OTOH, if your a friend, colleague, or business associate, particularly if your easy to like, I might be more concerned with what you want. Maybe not. I once worked with a guy for two years and never knew his name. Always wore a distinctive pair of boots. I, and more than half the people around me, called him “Boots”.
I have no idea if he liked being called “Boots”. It stuck and he answered to the term. In a better world we would all be more sensitive. I don’t live in that world.
Bottom line here is that appearances matter. If you come across as female you get addressed as female. Dylan Mulvaney, based upon the photo, would pass as female. He is, assuming he doesn’t whip his dick out and wave it around, unlikely to get much resistance going to a women’s bathroom. Particularly if he does his business in a stall.

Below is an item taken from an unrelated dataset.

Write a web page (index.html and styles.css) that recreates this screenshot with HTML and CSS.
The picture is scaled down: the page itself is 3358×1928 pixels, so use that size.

Is he a woman? No. Does he, or she if I’m feeling charitable, have rights? Well yes. I will back his right to live as he likes, to be treated fairly in all matters of employment, pay, housing, public transportation and accommodation.
Everyone gets the basic package. And, barring a very convincing presentation, you have no inherent right to same sex spaces. What you can get away with under the RADAR is your business. On the other hand, while I might use pronouns more to your liking and feel more or less comfortable around my female relatives, or not, you simply have no control. Even if it hurts your feelings and crushes your spirit. Sometimes life is like that. Boots sucks it up and makes the best out of it. Everyone is walking wounded. Your pain is not special.
Given present technology it seems unlikely that trans men will ever reach full womanhood. Just not going to happen. If we are friends I may make some effort to accommodate their preferences but I am under no obligation to do so. No amount of misplaced legalism, argument or pretzel logic is going to change that.